A comparison of the experimental and theoretical charge density distributions in two polymorphic modifications of Piroxicam.

28 April 2016

Experimental charge density distribution studies of two polymorphic forms of piroxicam, β- piroxicam (1) and piroxicam monohydrate (2), were carried out via high-resolution single crystal X-ray diffraction experiments and multipole refinement. The asymmetric unit of (2) consists of two discrete piroxicam molecules, (2a) and (2b), and two water molecules. Geometry differs between (1) and (2) due to the zwitterionic nature of (2) which results in the rotation of pyridine ring around the C(10)–N(2) bond by approximately 180°. Consequently, the pyridine and amide are no longer co-planar and (2) forms two exclusive, strong hydrogen bonds, H(3) …O(4) and H(2) …O(3), with bond energy of 66.14 kJ mol-1 and 112.82 kJ mol- 1 for (2a), 58.35 kJ mol-1 and 159.51 kJ mol-1 for (2b) respectively.
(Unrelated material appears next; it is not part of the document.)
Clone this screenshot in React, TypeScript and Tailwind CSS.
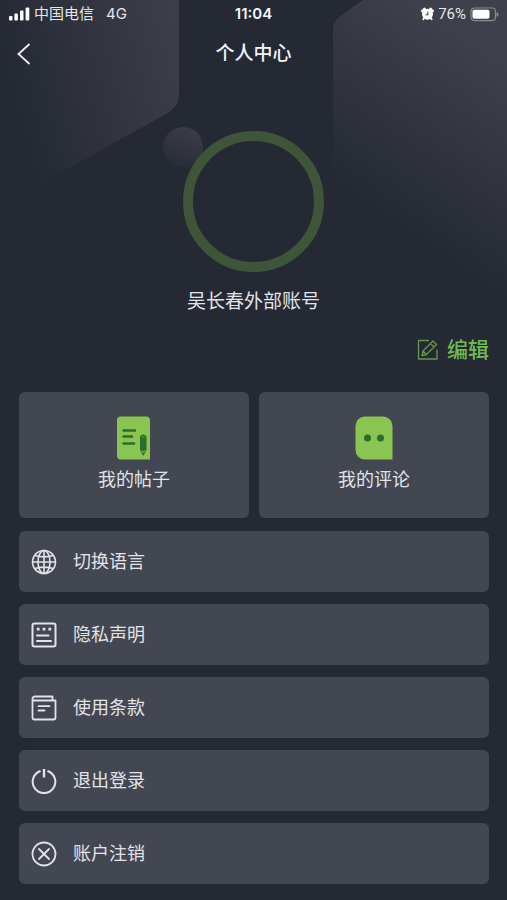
import type { ReactNode } from 'react';

interface MenuItem {
  label: string;
  icon: ReactNode;
}

const menuItems: MenuItem[] = [
  {
    label: '切换语言',
    icon: (
      <>
        <circle cx="13" cy="13" r="11.5" />
        <ellipse cx="13" cy="13" rx="6" ry="11.5" />
        <path d="M13 1.5v23M1.5 13h23M4 6.5c5 1.500 13 1.500 18 0M4 19.500c5-1.500 13-1.500 18 0" />
      </>
    ),
  },
  {
    label: '隐私声明',
    icon: (
      <>
        <rect x="1.5" y="1.5" width="23" height="23" rx="2" strokeWidth="2" />
        <path d="M5.8 7.2h2.8M11.6 7.2h2.8M17.4 7.2h2.8" strokeWidth="2.8" />
        <path d="M6 13.5h11.5M6 19h14" strokeWidth="2" strokeLinecap="round" />
      </>
    ),
  },
  {
    label: '使用条款',
    icon: (
      <>
        <path
          d="M1.5 4V22.5a2 2 0 0 0 2 2h19a2 2 0 0 0 2-2V5.5H3a1.5 1.5 0 0 1-1.5-1.5 2.5 2.5 0 0 1 2.5-2.5h17.5v4"
          strokeWidth="1.8"
          strokeLinejoin="round"
        />
        <path d="M7.5 11.2h11M7.5 15.5h6" strokeWidth="1.8" strokeLinecap="round" />
      </>
    ),
  },
  {
    label: '退出登录',
    icon: (
      <>
        <path d="M8.8 3.3a11.3 11.3 0 1 0 8.4 0" strokeWidth="2" strokeLinecap="round" />
        <path d="M13 1v8.5" strokeWidth="2.4" />
      </>
    ),
  },
  {
    label: '账户注销',
    icon: (
      <>
        <circle cx="13" cy="13" r="11.5" strokeWidth="1.8" />
        <path d="M8 8l10 10M18 8L8 18" strokeWidth="1.8" strokeLinecap="round" />
      </>
    ),
  },
];

function Backdrop() {
  return (
    <svg className="absolute inset-x-0 top-0 w-full" viewBox="0 0 507 390" fill="none" aria-hidden="true">
      <defs>
        <linearGradient id="left" x1="185" y1="60" x2="15" y2="105" gradientUnits="userSpaceOnUse">
          <stop stopColor="#3c3e4a" />
          <stop offset="0.5" stopColor="#31343f" />
          <stop offset="1" stopColor="#242934" />
        </linearGradient>
        <linearGradient id="right" x1="500" y1="60" x2="390" y2="220" gradientUnits="userSpaceOnUse">
          <stop stopColor="#3e404b" />
          <stop offset="0.5" stopColor="#32353f" />
          <stop offset="1" stopColor="#242934" />
        </linearGradient>
        <linearGradient id="ball" x1="190" y1="127" x2="174" y2="168" gradientUnits="userSpaceOnUse">
          <stop stopColor="#3b3d49" />
          <stop offset="1" stopColor="#272c37" />
        </linearGradient>
      </defs>
      <path d="M0 0h179v94c0 9-5 15-13 20L76 164 0 204z" fill="url(#left)" />
      <path d="M333 30c0-7 4-12 10-16L363 0h144v330L350 237c-11-7-17-15-17-28z" fill="url(#right)" />
      <circle cx="183" cy="147" r="20" fill="url(#ball)" />
    </svg>
  );
}

function StatusBar() {
  return (
    <div className="grid h-7 grid-cols-3 items-center px-2 text-[15px] leading-5 text-[#e4e5ea]">
      <div className="flex items-center gap-1">
        <svg width="22" height="14" viewBox="0 0 22 14" fill="#fff">
          <rect x="1" y="9" width="3.5" height="4.5" rx="1" />
          <rect x="6.4" y="6.5" width="3.5" height="7" rx="1" />
          <rect x="12" y="3.5" width="3.5" height="10" rx="1" />
          <rect x="17.6" y="0.5" width="3.7" height="13" rx="1" />
        </svg>
        <span>中国电信</span>
        <span className="ml-2">4G</span>
      </div>
      <div className="text-center font-semibold text-[#f4f4f7]">11:04</div>
      <div className="flex items-center justify-end gap-1">
        <svg width="13" height="14" viewBox="0 0 14 14">
          <path d="M1.5 3.8L3.8 1.5M12.5 3.8L10.2 1.5" stroke="#fff" strokeWidth="2.8" strokeLinecap="round" />
          <path d="M3.5 11l-1 1.6M10.5 11l1 1.6" stroke="#fff" strokeWidth="2" strokeLinecap="round" />
          <circle cx="7" cy="7.2" r="5.9" fill="#fff" />
          <path d="M7.4 4.2v3.5H4.8" fill="none" stroke="#3b3e49" strokeWidth="1.1" />
        </svg>
        <span className="font-[Roboto,sans-serif]">76%</span>
        <svg width="29" height="15" viewBox="0 0 29 15">
          <rect x="1" y="1" width="24.5" height="12.6" rx="3.5" fill="none" stroke="#888a93" strokeWidth="1.2" />
          <rect x="2.5" y="2.8" width="17" height="9" rx="1.8" fill="#fff" />
          <path d="M26.5 5c2.800.8 2.800 4 0 4.800z" fill="#888a93" />
        </svg>
      </div>
    </div>
  );
}

function PostsIcon() {
  return (
    <svg width="34" height="44" viewBox="0 0 34 44">
      <path d="M4 .5h25a4 4 0 0 1 4 4V43.5H4a4 4 0 0 1-4-4v-35a4 4 0 0 1 4-4z" fill="#8bc551" />
      <path d="M6.5 14.5H18M6.5 20.5h8.5M6.5 27.5H17" stroke="#286f2b" strokeWidth="2.6" strokeLinecap="round" />
      <path d="M23 21.500c0-4 6.500-4 6.500 0V34l-3.200 6L23 34z" fill="#286f2b" />
      <path d="M24.8 21h3M24.5 34.5l1.800 2 1.800-2" fill="none" stroke="#6ba845" strokeWidth="1.2" />
    </svg>
  );
}

function CommentsIcon() {
  return (
    <svg width="38" height="44" viewBox="0 0 38 44">
      <path d="M10 .5h18a9.500 9.500 0 0 1 9.500 9.500v33.500H10A9.500 9.500 0 0 1 .5 34V10A9.500 9.500 0 0 1 10 .5z" fill="#8bc551" />
      <circle cx="12.5" cy="22" r="3.5" fill="#286f2b" />
      <circle cx="25.5" cy="22" r="3.5" fill="#286f2b" />
    </svg>
  );
}

function Tile({ label, icon }: MenuItem) {
  return (
    <button type="button" className="flex h-[126px] flex-col items-center rounded-md bg-[#434751] pt-6">
      {icon}
      <span className="mt-2 text-lg leading-6">{label}</span>
    </button>
  );
}

export default function App() {
  return (
    <div className="relative min-h-screen bg-[#242934] pb-4 font-[Inter,'Noto_Sans_CJK_SC',sans-serif] text-[#e2e3e8]">
      <Backdrop />
      <div className="relative">
        <StatusBar />

        <header className="grid h-[51px] grid-cols-[40px_1fr_40px] items-center">
          <button type="button" aria-label="返回" className="flex h-full items-center pl-4">
            <svg width="16" height="22" viewBox="0 0 16 22" fill="none" stroke="#f0f0f4" strokeWidth="1.8">
              <path d="M13.5 1L2.5 11l11 10" />
            </svg>
          </button>
          <h1 className="text-center text-[19px] leading-6 font-medium text-[#f4f4f7]">个人中心</h1>
        </header>

        <section className="flex flex-col items-center pt-[52px]">
          <div className="size-[141px] rounded-full border-[10px] border-[#3e5539] bg-[#242934]" />
          <p className="mt-4 text-[19px] leading-7">吴长春外部账号</p>
        </section>

        <div className="flex justify-end px-[18px] pt-5">
          <button type="button" className="flex items-center gap-2 text-[21px] leading-7 font-medium text-[#6fbb52]">
            <svg width="22" height="22" viewBox="0 0 22 22" fill="none" stroke="#66984f" strokeWidth="1.3" strokeLinejoin="round">
              <path d="M12 1.5H1.5v18.500h18.500V10.500" />
              <path d="M5 16.500l1-4.500L16 2l3.500 3.500-10 10zM13.500 4.500L17 8M6 12l3.500 3.500" />
            </svg>
            编辑
          </button>
        </div>

        <main className="pt-7 pr-[18px] pl-[19px]">
          <div className="grid grid-cols-2 gap-[10px]">
            <Tile label="我的帖子" icon={<PostsIcon />} />
            <Tile label="我的评论" icon={<CommentsIcon />} />
          </div>
          <nav className="mt-[13px] flex flex-col gap-3">
            {menuItems.map((item) => (
              <button
                key={item.label}
                type="button"
                className="flex h-[61px] items-center gap-4 rounded-md bg-[#434751] pl-3 text-lg leading-6"
              >
                <svg width="26" height="26" viewBox="0 0 26 26" fill="none" stroke="#e2e3e8" strokeWidth="1.6">
                  {item.icon}
                </svg>
                {item.label}
              </button>
            ))}
          </nav>
        </main>
      </div>
    </div>
  );
}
Proton transfer between O(3) and N(3) in (2) results in significant differences in surface electrostatic potentials. This is clarified on calculation of atomic charges in the zwitterion shows the formally positive charge of the pyridyl nitrogen is redistributed over the whole of the pyridine ring instead of concentrated at N-H. Similarly, the negative charge of the oxygen is distributed across the benzothiazinecarboxamide moiety. Multipole derived lattice energy for (1) is -304 kJ mol-1 and that for (2) is -571 kJ mol-1, which is in agreement with the experimentally determined observations of higher solubility and dissolution rates of (1) compared to (2).